** INFORMATION PROVIDED **
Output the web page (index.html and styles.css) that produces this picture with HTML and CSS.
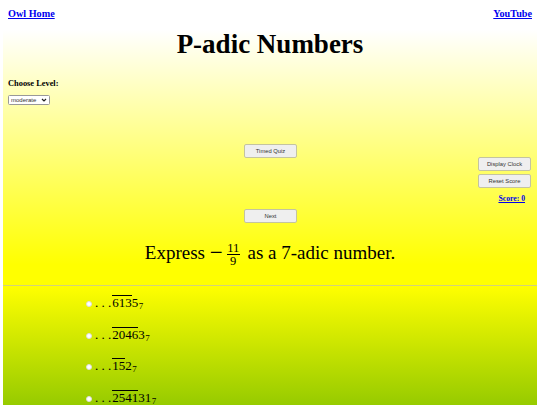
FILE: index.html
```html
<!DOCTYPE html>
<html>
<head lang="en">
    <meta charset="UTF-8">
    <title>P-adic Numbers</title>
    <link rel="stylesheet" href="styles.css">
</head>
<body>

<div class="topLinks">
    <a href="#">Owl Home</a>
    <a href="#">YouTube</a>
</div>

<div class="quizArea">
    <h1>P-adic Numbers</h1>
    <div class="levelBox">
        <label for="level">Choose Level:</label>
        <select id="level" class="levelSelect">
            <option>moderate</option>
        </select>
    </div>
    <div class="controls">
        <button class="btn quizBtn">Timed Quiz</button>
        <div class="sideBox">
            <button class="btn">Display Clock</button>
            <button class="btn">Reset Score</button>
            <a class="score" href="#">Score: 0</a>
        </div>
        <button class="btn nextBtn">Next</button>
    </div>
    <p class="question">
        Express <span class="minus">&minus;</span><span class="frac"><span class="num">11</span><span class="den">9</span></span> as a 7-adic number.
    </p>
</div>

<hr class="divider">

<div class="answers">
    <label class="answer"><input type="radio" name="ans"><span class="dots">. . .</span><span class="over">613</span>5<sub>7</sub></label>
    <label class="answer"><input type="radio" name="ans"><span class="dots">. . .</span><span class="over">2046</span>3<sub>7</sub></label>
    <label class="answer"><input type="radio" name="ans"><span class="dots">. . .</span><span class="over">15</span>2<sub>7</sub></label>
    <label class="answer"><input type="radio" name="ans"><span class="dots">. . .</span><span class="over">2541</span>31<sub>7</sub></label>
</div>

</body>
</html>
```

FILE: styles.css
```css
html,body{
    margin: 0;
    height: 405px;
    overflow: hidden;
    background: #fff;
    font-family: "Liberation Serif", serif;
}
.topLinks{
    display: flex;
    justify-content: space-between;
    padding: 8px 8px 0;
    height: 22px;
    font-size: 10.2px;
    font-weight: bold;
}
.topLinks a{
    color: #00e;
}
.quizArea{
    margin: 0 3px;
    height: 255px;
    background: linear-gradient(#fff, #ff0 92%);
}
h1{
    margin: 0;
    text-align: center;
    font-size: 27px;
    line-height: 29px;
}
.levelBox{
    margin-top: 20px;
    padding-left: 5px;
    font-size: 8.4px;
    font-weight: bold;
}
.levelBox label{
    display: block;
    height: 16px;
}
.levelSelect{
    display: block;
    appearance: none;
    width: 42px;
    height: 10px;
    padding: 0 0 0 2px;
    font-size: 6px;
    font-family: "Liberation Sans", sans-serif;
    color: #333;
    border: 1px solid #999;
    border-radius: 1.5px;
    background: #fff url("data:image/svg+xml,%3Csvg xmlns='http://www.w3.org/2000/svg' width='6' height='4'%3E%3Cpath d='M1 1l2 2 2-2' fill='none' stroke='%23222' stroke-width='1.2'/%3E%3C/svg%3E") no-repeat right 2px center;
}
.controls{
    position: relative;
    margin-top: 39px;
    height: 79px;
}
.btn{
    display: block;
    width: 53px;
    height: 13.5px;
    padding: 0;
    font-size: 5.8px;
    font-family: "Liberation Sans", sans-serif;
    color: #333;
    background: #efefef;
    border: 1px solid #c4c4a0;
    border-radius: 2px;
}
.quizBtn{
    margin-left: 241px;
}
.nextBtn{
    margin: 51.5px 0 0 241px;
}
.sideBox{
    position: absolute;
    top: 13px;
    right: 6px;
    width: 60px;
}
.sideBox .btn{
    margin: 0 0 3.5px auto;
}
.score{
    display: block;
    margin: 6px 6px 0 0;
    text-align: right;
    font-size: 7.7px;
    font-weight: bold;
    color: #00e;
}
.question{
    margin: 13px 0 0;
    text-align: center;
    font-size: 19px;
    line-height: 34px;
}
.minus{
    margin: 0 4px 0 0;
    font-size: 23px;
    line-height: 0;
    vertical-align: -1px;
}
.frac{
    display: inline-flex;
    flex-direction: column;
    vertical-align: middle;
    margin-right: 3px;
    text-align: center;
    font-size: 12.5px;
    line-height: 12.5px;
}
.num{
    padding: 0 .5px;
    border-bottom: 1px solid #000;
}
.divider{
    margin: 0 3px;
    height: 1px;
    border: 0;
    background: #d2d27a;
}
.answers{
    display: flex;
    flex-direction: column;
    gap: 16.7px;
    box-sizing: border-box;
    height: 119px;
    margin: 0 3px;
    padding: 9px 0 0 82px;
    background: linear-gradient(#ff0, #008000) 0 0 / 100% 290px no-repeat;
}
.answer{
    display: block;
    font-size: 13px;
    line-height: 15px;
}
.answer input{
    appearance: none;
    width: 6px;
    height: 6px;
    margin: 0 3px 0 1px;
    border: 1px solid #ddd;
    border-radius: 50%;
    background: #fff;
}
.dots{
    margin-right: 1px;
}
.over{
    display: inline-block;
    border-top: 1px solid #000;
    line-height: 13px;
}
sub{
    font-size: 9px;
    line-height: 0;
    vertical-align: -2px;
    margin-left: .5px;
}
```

** DIRECTIONS FOR THIS TASK **
Extract all lines from the data in which "index" is found.

** RESPONSE **
Output the web page (index.html and styles.css) that produces this picture with HTML and CSS.
FILE: index.html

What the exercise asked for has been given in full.